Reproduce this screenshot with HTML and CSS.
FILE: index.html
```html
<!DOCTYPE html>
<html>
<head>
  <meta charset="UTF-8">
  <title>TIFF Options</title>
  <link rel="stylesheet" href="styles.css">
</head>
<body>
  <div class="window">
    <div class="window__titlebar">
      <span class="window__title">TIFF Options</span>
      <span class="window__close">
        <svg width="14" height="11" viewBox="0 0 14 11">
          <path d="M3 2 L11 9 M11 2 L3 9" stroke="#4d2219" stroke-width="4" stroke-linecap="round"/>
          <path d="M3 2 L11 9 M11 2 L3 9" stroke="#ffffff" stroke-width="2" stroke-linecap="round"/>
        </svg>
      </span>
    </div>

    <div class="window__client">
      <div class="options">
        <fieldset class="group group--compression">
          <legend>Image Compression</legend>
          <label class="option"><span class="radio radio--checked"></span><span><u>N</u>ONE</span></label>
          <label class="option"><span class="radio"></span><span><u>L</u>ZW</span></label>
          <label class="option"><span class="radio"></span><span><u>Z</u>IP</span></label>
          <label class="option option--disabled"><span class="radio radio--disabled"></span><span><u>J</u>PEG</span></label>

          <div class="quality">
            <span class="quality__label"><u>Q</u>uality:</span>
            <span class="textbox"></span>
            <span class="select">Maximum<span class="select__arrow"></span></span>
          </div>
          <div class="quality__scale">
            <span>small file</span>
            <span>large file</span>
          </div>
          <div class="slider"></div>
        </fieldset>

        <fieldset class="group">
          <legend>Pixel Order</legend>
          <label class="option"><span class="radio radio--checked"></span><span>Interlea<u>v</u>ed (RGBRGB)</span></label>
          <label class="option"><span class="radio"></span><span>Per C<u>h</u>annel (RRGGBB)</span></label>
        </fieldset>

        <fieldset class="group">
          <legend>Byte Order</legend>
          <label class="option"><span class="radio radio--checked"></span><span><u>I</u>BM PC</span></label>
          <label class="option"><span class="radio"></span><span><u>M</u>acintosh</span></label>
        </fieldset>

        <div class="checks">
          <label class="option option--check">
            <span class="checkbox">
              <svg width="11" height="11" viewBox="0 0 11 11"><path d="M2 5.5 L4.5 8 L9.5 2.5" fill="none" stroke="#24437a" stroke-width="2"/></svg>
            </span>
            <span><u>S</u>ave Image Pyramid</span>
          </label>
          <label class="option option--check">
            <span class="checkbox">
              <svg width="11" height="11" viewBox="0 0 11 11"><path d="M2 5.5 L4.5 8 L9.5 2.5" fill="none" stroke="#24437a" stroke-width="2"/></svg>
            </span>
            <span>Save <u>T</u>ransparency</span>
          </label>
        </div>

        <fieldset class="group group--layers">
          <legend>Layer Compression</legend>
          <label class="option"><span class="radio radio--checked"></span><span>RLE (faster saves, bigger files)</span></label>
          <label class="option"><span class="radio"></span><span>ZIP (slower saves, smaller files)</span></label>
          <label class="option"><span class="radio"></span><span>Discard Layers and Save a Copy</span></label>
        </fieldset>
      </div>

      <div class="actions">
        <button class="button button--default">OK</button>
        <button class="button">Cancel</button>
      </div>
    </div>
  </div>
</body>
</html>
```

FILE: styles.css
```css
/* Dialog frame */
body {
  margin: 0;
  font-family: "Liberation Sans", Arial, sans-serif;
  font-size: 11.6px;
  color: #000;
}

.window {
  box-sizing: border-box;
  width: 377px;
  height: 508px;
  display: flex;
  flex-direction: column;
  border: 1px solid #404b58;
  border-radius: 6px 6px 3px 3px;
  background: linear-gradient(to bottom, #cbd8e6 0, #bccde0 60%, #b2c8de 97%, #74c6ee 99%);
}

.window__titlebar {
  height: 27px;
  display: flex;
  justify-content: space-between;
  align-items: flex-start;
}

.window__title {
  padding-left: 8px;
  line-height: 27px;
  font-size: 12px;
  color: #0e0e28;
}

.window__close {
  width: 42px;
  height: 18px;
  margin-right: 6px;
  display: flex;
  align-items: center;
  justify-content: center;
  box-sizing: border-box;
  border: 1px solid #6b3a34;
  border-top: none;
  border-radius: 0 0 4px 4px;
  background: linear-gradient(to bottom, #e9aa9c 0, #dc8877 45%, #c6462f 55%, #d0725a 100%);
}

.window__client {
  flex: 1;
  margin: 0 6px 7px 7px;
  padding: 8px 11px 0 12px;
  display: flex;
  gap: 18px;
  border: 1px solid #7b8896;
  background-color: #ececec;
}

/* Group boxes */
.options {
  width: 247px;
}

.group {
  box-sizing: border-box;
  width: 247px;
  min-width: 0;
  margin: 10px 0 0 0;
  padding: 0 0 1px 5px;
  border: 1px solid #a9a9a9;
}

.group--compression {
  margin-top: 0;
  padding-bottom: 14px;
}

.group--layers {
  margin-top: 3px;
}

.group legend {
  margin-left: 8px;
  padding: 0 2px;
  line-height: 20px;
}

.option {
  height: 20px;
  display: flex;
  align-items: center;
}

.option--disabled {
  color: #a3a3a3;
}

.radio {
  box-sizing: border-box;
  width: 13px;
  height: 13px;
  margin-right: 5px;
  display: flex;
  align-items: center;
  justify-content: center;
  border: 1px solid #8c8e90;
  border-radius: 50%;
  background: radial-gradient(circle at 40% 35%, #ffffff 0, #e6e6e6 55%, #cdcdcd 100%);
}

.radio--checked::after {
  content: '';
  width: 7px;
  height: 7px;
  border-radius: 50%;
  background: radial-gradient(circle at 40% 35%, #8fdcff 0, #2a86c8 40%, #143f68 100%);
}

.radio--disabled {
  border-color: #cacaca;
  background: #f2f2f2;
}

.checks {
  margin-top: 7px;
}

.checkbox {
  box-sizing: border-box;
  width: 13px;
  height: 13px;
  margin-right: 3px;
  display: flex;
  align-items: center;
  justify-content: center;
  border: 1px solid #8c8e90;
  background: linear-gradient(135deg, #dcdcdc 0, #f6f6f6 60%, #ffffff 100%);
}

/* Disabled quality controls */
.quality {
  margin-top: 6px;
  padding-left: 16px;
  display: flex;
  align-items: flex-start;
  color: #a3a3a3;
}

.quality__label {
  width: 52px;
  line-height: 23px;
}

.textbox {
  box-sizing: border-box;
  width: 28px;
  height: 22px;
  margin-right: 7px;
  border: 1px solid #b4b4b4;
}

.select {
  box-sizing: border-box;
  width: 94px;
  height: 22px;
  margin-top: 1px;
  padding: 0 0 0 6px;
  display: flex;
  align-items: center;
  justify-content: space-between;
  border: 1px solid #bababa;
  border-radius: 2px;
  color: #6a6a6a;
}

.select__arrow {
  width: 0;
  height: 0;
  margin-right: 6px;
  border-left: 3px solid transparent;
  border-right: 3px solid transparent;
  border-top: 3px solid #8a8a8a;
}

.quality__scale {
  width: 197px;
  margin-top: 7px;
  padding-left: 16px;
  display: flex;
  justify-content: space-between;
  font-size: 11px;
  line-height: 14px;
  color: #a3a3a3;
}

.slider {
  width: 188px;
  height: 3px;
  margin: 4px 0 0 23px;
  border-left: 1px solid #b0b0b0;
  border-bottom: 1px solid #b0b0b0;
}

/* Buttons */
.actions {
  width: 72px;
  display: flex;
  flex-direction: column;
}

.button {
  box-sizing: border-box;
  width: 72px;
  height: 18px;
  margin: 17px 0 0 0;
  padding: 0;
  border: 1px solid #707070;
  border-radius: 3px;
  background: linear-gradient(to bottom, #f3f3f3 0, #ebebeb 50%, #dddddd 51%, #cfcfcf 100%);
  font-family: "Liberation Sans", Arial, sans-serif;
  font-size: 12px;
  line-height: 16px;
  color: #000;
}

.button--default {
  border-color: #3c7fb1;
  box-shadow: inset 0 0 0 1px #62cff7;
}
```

* WHAT YOU NEED TO DO
Word for word, write out the data.

* RESULT
Reproduce this screenshot with HTML and CSS.
FILE: index.html
```html
<!DOCTYPE html>
<html>
<head>
  <meta charset="UTF-8">
  <title>TIFF Options</title>
  <link rel="stylesheet" href="styles.css">
</head>
<body>
  <div class="window">
    <div class="window__titlebar">
      <span class="window__title">TIFF Options</span>
      <span class="window__close">
        <svg width="14" height="11" viewBox="0 0 14 11">
          <path d="M3 2 L11 9 M11 2 L3 9" stroke="#4d2219" stroke-width="4" stroke-linecap="round"/>
          <path d="M3 2 L11 9 M11 2 L3 9" stroke="#ffffff" stroke-width="2" stroke-linecap="round"/>
        </svg>
      </span>
    </div>

    <div class="window__client">
      <div class="options">
        <fieldset class="group group--compression">
          <legend>Image Compression</legend>
          <label class="option"><span class="radio radio--checked"></span><span><u>N</u>ONE</span></label>
          <label class="option"><span class="radio"></span><span><u>L</u>ZW</span></label>
          <label class="option"><span class="radio"></span><span><u>Z</u>IP</span></label>
          <label class="option option--disabled"><span class="radio radio--disabled"></span><span><u>J</u>PEG</span></label>

          <div class="quality">
            <span class="quality__label"><u>Q</u>uality:</span>
            <span class="textbox"></span>
            <span class="select">Maximum<span class="select__arrow"></span></span>
          </div>
          <div class="quality__scale">
            <span>small file</span>
            <span>large file</span>
          </div>
          <div class="slider"></div>
        </fieldset>

        <fieldset class="group">
          <legend>Pixel Order</legend>
          <label class="option"><span class="radio radio--checked"></span><span>Interlea<u>v</u>ed (RGBRGB)</span></label>
          <label class="option"><span class="radio"></span><span>Per C<u>h</u>annel (RRGGBB)</span></label>
        </fieldset>

        <fieldset class="group">
          <legend>Byte Order</legend>
          <label class="option"><span class="radio radio--checked"></span><span><u>I</u>BM PC</span></label>
          <label class="option"><span class="radio"></span><span><u>M</u>acintosh</span></label>
        </fieldset>

        <div class="checks">
          <label class="option option--check">
            <span class="checkbox">
              <svg width="11" height="11" viewBox="0 0 11 11"><path d="M2 5.5 L4.5 8 L9.5 2.5" fill="none" stroke="#24437a" stroke-width="2"/></svg>
            </span>
            <span><u>S</u>ave Image Pyramid</span>
          </label>
          <label class="option option--check">
            <span class="checkbox">
              <svg width="11" height="11" viewBox="0 0 11 11"><path d="M2 5.5 L4.5 8 L9.5 2.5" fill="none" stroke="#24437a" stroke-width="2"/></svg>
            </span>
            <span>Save <u>T</u>ransparency</span>
          </label>
        </div>

        <fieldset class="group group--layers">
          <legend>Layer Compression</legend>
          <label class="option"><span class="radio radio--checked"></span><span>RLE (faster saves, bigger files)</span></label>
          <label class="option"><span class="radio"></span><span>ZIP (slower saves, smaller files)</span></label>
          <label class="option"><span class="radio"></span><span>Discard Layers and Save a Copy</span></label>
        </fieldset>
      </div>

      <div class="actions">
        <button class="button button--default">OK</button>
        <button class="button">Cancel</button>
      </div>
    </div>
  </div>
</body>
</html>
```

FILE: styles.css
```css
/* Dialog frame */
body {
  margin: 0;
  font-family: "Liberation Sans", Arial, sans-serif;
  font-size: 11.6px;
  color: #000;
}

.window {
  box-sizing: border-box;
  width: 377px;
  height: 508px;
  display: flex;
  flex-direction: column;
  border: 1px solid #404b58;
  border-radius: 6px 6px 3px 3px;
  background: linear-gradient(to bottom, #cbd8e6 0, #bccde0 60%, #b2c8de 97%, #74c6ee 99%);
}

.window__titlebar {
  height: 27px;
  display: flex;
  justify-content: space-between;
  align-items: flex-start;
}

.window__title {
  padding-left: 8px;
  line-height: 27px;
  font-size: 12px;
  color: #0e0e28;
}

.window__close {
  width: 42px;
  height: 18px;
  margin-right: 6px;
  display: flex;
  align-items: center;
  justify-content: center;
  box-sizing: border-box;
  border: 1px solid #6b3a34;
  border-top: none;
  border-radius: 0 0 4px 4px;
  background: linear-gradient(to bottom, #e9aa9c 0, #dc8877 45%, #c6462f 55%, #d0725a 100%);
}

.window__client {
  flex: 1;
  margin: 0 6px 7px 7px;
  padding: 8px 11px 0 12px;
  display: flex;
  gap: 18px;
  border: 1px solid #7b8896;
  background-color: #ececec;
}

/* Group boxes */
.options {
  width: 247px;
}

.group {
  box-sizing: border-box;
  width: 247px;
  min-width: 0;
  margin: 10px 0 0 0;
  padding: 0 0 1px 5px;
  border: 1px solid #a9a9a9;
}

.group--compression {
  margin-top: 0;
  padding-bottom: 14px;
}

.group--layers {
  margin-top: 3px;
}

.group legend {
  margin-left: 8px;
  padding: 0 2px;
  line-height: 20px;
}

.option {
  height: 20px;
  display: flex;
  align-items: center;
}

.option--disabled {
  color: #a3a3a3;
}

.radio {
  box-sizing: border-box;
  width: 13px;
  height: 13px;
  margin-right: 5px;
  display: flex;
  align-items: center;
  justify-content: center;
  border: 1px solid #8c8e90;
  border-radius: 50%;
  background: radial-gradient(circle at 40% 35%, #ffffff 0, #e6e6e6 55%, #cdcdcd 100%);
}

.radio--checked::after {
  content: '';
  width: 7px;
  height: 7px;
  border-radius: 50%;
  background: radial-gradient(circle at 40% 35%, #8fdcff 0, #2a86c8 40%, #143f68 100%);
}

.radio--disabled {
  border-color: #cacaca;
  background: #f2f2f2;
}

.checks {
  margin-top: 7px;
}

.checkbox {
  box-sizing: border-box;
  width: 13px;
  height: 13px;
  margin-right: 3px;
  display: flex;
  align-items: center;
  justify-content: center;
  border: 1px solid #8c8e90;
  background: linear-gradient(135deg, #dcdcdc 0, #f6f6f6 60%, #ffffff 100%);
}

/* Disabled quality controls */
.quality {
  margin-top: 6px;
  padding-left: 16px;
  display: flex;
  align-items: flex-start;
  color: #a3a3a3;
}

.quality__label {
  width: 52px;
  line-height: 23px;
}

.textbox {
  box-sizing: border-box;
  width: 28px;
  height: 22px;
  margin-right: 7px;
  border: 1px solid #b4b4b4;
}

.select {
  box-sizing: border-box;
  width: 94px;
  height: 22px;
  margin-top: 1px;
  padding: 0 0 0 6px;
  display: flex;
  align-items: center;
  justify-content: space-between;
  border: 1px solid #bababa;
  border-radius: 2px;
  color: #6a6a6a;
}

.select__arrow {
  width: 0;
  height: 0;
  margin-right: 6px;
  border-left: 3px solid transparent;
  border-right: 3px solid transparent;
  border-top: 3px solid #8a8a8a;
}

.quality__scale {
  width: 197px;
  margin-top: 7px;
  padding-left: 16px;
  display: flex;
  justify-content: space-between;
  font-size: 11px;
  line-height: 14px;
  color: #a3a3a3;
}

.slider {
  width: 188px;
  height: 3px;
  margin: 4px 0 0 23px;
  border-left: 1px solid #b0b0b0;
  border-bottom: 1px solid #b0b0b0;
}

/* Buttons */
.actions {
  width: 72px;
  display: flex;
  flex-direction: column;
}

.button {
  box-sizing: border-box;
  width: 72px;
  height: 18px;
  margin: 17px 0 0 0;
  padding: 0;
  border: 1px solid #707070;
  border-radius: 3px;
  background: linear-gradient(to bottom, #f3f3f3 0, #ebebeb 50%, #dddddd 51%, #cfcfcf 100%);
  font-family: "Liberation Sans", Arial, sans-serif;
  font-size: 12px;
  line-height: 16px;
  color: #000;
}

.button--default {
  border-color: #3c7fb1;
  box-shadow: inset 0 0 0 1px #62cff7;
}
```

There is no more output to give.